WHAT IS ASKED ->
Show every line containing "components" by copying it.

INFORMATION SHOWN ->

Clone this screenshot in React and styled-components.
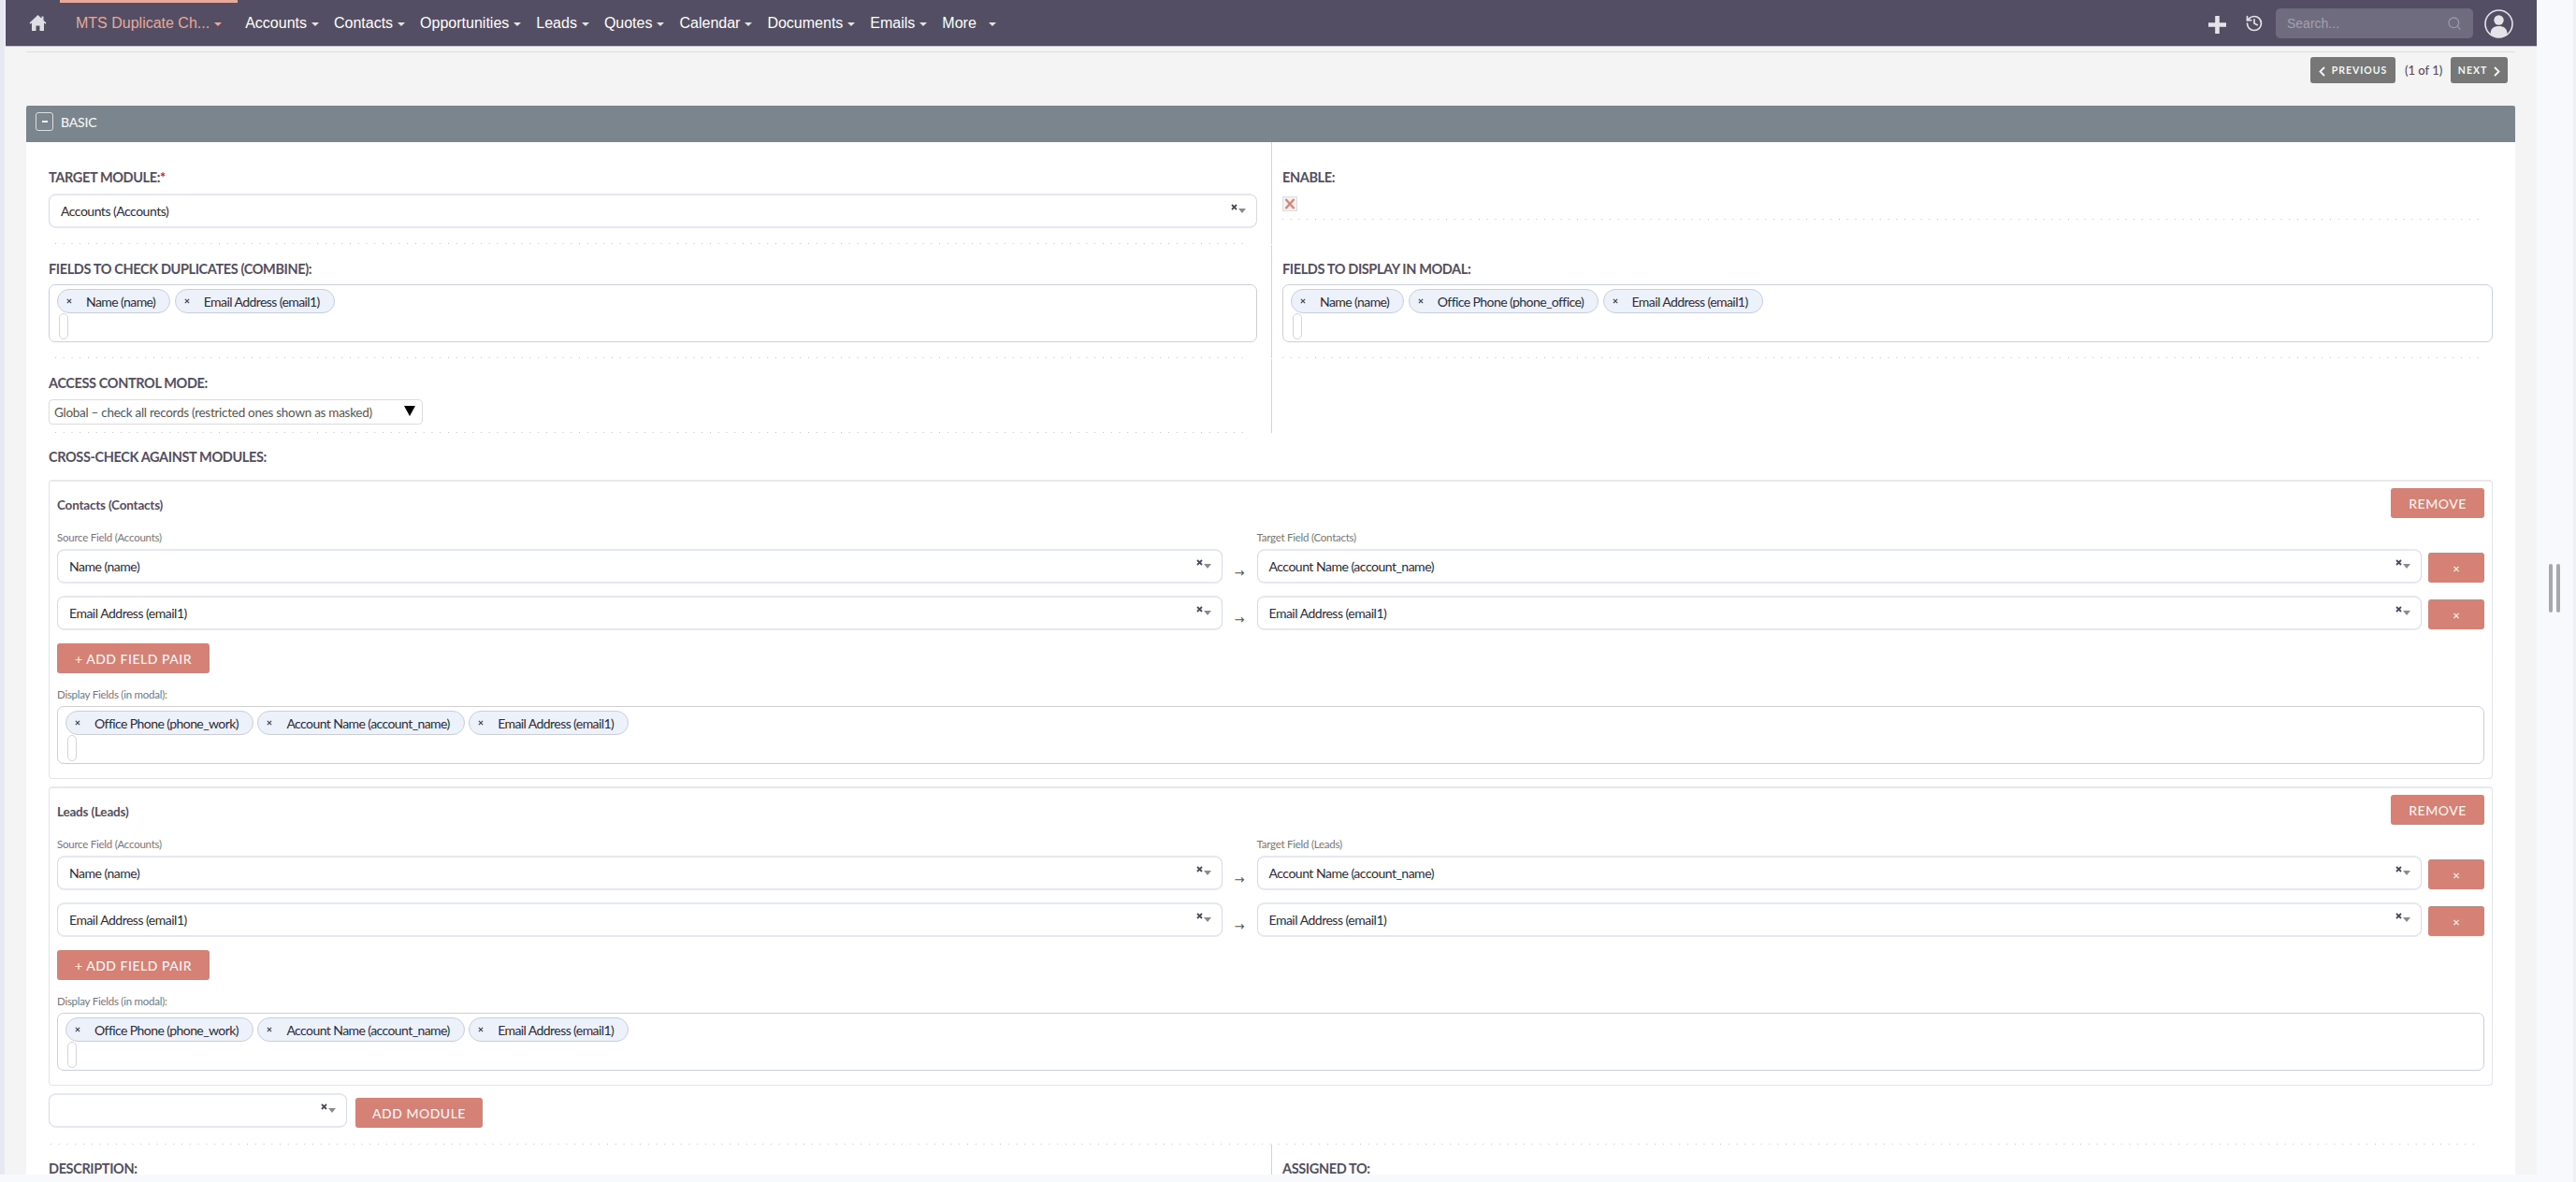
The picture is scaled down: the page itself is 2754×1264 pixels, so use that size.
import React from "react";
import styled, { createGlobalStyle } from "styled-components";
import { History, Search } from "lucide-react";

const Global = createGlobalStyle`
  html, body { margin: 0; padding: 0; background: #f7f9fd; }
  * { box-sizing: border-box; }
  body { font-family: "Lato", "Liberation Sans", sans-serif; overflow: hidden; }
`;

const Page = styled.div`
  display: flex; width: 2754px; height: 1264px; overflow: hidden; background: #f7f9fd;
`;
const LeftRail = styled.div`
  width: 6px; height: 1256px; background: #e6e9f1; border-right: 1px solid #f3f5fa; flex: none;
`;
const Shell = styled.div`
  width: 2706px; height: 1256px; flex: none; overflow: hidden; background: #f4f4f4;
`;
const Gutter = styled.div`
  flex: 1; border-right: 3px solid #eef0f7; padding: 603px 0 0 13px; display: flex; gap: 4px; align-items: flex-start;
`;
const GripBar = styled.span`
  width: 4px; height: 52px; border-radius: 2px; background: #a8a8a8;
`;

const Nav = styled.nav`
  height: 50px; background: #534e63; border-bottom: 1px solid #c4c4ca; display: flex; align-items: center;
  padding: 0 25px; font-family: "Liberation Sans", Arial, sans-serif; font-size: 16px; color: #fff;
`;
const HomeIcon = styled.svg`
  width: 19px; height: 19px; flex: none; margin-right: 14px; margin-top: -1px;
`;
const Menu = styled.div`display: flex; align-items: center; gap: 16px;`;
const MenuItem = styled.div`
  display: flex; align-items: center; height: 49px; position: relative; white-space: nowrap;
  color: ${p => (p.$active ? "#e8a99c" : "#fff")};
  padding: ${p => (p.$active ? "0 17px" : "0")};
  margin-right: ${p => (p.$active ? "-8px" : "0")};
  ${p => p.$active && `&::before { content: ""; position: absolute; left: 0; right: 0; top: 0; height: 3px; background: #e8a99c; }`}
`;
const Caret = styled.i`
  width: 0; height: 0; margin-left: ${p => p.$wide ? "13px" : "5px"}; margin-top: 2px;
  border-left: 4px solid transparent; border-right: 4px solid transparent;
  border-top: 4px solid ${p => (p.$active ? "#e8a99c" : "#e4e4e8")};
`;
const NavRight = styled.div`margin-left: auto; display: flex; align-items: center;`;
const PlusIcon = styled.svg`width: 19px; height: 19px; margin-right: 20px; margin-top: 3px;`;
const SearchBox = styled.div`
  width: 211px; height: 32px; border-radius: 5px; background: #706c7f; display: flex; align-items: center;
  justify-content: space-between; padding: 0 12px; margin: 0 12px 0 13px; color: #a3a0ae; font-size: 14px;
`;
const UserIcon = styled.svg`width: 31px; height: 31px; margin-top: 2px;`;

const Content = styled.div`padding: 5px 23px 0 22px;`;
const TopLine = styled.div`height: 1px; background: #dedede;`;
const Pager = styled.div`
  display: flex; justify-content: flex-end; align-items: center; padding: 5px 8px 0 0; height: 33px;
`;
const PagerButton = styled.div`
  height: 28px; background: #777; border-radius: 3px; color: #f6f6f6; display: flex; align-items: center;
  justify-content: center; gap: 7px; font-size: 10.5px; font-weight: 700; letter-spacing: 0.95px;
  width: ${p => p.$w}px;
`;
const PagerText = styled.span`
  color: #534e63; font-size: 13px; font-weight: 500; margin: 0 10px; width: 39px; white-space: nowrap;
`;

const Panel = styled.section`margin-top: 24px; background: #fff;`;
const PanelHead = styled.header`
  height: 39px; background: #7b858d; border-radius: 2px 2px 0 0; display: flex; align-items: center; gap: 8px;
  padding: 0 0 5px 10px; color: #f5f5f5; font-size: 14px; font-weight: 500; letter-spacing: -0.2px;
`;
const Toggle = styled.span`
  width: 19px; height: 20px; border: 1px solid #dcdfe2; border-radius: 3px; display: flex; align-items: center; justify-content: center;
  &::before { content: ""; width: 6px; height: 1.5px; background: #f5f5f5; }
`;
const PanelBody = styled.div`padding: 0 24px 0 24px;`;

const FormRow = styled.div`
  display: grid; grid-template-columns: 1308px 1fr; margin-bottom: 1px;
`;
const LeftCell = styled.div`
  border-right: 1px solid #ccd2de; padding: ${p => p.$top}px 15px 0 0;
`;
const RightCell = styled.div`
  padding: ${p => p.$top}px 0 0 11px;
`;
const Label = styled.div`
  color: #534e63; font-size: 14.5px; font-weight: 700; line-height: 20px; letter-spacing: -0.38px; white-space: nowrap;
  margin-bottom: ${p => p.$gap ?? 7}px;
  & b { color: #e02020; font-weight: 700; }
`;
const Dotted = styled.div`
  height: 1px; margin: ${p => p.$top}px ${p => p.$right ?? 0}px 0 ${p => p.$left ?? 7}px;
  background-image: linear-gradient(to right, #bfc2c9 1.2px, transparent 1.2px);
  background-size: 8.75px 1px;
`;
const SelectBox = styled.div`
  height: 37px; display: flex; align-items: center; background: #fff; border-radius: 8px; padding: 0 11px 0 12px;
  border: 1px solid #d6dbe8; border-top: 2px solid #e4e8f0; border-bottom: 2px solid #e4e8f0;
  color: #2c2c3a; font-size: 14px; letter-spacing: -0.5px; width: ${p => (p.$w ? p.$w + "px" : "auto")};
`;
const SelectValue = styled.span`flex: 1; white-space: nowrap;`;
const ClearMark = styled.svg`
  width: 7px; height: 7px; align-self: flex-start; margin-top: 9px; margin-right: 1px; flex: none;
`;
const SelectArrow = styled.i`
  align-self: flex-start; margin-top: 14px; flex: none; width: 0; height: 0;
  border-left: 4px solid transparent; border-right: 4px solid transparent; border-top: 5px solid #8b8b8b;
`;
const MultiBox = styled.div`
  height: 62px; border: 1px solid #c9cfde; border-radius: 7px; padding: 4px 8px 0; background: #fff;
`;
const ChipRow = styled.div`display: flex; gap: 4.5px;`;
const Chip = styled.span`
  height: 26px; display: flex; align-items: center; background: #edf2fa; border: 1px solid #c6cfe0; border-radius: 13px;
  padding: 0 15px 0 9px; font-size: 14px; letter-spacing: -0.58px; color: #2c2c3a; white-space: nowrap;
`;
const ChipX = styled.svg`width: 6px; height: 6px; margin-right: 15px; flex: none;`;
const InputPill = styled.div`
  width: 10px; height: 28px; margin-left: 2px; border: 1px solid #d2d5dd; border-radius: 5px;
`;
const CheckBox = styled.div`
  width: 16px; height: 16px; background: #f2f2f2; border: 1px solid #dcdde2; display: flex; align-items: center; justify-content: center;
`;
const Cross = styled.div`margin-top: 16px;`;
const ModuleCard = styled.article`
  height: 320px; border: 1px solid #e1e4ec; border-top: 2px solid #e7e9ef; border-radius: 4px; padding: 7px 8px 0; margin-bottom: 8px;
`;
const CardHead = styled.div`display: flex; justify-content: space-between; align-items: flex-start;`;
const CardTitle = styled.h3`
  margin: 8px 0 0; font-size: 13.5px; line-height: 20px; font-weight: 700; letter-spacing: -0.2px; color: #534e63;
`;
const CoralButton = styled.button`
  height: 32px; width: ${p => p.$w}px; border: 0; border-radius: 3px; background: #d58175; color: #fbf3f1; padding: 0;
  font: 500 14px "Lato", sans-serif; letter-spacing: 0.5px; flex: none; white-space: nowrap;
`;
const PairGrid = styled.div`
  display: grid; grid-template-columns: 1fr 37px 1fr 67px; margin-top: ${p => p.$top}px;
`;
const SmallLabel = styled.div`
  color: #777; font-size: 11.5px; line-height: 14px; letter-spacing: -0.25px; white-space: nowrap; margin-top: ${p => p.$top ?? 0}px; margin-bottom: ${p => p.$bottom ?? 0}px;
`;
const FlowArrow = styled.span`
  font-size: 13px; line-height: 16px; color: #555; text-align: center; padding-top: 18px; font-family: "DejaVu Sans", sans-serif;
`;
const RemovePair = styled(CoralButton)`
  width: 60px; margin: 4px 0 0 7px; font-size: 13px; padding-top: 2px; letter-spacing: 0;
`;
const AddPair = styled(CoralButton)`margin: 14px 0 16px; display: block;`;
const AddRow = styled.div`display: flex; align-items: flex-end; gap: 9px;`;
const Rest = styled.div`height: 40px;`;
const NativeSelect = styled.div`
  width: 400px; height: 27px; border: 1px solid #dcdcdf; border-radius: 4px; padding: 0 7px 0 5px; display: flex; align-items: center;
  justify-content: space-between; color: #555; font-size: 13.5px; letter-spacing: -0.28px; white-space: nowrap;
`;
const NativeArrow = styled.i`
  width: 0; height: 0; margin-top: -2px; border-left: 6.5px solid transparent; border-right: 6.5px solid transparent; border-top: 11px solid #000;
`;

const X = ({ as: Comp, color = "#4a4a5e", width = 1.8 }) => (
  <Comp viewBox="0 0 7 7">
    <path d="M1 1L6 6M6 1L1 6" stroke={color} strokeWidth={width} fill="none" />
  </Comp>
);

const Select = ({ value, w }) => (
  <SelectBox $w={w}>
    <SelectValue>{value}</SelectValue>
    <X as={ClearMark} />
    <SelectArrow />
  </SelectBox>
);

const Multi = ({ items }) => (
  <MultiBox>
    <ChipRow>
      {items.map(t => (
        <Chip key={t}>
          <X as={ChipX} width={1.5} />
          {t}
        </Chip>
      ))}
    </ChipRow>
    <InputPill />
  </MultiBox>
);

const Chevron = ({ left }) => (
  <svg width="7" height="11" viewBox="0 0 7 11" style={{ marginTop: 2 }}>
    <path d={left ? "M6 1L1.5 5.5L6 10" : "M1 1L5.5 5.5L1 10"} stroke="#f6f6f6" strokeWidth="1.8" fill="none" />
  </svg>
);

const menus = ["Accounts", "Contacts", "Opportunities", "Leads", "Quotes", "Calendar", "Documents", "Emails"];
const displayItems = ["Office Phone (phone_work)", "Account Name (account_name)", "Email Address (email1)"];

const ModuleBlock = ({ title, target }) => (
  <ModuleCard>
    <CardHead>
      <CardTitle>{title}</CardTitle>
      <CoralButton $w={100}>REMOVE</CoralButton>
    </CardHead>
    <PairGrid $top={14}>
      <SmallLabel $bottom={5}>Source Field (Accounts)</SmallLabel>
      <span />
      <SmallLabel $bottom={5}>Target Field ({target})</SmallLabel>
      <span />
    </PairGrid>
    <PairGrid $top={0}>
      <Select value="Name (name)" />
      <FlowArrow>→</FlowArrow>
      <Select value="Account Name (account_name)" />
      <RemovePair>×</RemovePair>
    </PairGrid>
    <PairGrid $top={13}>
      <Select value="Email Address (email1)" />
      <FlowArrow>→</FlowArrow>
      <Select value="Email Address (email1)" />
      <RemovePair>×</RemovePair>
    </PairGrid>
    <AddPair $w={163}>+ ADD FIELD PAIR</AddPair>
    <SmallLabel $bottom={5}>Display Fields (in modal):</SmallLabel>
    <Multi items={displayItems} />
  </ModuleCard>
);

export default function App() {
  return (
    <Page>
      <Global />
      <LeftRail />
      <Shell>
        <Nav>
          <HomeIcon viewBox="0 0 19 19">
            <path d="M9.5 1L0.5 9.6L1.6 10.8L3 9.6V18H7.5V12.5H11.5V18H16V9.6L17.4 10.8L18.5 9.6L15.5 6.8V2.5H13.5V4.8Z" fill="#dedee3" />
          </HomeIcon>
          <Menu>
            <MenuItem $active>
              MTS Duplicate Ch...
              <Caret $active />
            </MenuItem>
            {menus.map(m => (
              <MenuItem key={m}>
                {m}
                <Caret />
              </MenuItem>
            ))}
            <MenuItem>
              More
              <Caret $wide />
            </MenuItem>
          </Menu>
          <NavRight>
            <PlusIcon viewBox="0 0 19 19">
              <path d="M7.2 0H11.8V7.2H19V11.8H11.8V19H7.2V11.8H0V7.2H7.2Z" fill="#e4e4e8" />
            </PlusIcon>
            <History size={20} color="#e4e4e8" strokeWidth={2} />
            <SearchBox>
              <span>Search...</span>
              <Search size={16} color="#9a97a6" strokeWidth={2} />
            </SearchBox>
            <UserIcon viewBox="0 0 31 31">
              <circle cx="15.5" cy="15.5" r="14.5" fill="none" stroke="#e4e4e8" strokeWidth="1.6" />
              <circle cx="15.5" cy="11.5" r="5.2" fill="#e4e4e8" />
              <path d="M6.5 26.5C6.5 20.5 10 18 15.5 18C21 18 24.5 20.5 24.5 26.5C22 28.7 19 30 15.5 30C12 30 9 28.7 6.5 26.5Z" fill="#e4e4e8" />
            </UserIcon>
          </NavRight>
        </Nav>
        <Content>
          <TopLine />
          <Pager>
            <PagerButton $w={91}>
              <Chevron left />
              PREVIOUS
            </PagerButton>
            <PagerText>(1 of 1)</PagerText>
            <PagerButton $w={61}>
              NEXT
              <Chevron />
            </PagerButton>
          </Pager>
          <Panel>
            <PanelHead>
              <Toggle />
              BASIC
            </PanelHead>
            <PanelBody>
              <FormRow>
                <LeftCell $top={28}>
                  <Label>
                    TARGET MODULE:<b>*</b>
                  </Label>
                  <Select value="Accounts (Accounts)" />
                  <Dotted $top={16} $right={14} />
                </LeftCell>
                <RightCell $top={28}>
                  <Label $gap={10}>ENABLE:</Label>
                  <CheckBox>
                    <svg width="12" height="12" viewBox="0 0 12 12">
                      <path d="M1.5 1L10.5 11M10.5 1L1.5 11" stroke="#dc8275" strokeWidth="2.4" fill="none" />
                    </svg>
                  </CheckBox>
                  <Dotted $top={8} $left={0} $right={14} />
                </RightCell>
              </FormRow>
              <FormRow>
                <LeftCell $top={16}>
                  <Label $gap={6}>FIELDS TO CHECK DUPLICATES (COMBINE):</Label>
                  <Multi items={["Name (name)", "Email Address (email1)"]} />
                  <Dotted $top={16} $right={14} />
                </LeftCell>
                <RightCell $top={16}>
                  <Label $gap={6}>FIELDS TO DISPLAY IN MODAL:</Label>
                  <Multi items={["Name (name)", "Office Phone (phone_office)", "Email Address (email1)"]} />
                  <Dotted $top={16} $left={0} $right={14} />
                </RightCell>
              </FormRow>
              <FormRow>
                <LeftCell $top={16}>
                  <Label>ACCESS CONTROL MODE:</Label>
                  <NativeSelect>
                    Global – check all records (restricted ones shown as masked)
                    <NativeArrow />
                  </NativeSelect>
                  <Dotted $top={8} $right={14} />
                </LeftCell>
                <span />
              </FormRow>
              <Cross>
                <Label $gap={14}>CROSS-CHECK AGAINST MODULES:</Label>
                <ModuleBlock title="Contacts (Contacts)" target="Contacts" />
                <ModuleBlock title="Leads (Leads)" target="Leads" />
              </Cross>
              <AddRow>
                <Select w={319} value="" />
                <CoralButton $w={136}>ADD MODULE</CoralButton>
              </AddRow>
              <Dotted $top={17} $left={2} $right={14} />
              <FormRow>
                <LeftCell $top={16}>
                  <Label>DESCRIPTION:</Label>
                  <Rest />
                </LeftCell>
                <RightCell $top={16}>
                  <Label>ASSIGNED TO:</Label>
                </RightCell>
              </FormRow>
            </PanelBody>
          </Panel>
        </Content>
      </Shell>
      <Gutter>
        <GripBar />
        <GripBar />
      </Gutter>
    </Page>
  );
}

EXPECTED ANSWER ->
Clone this screenshot in React and styled-components.
import styled, { createGlobalStyle } from "styled-components";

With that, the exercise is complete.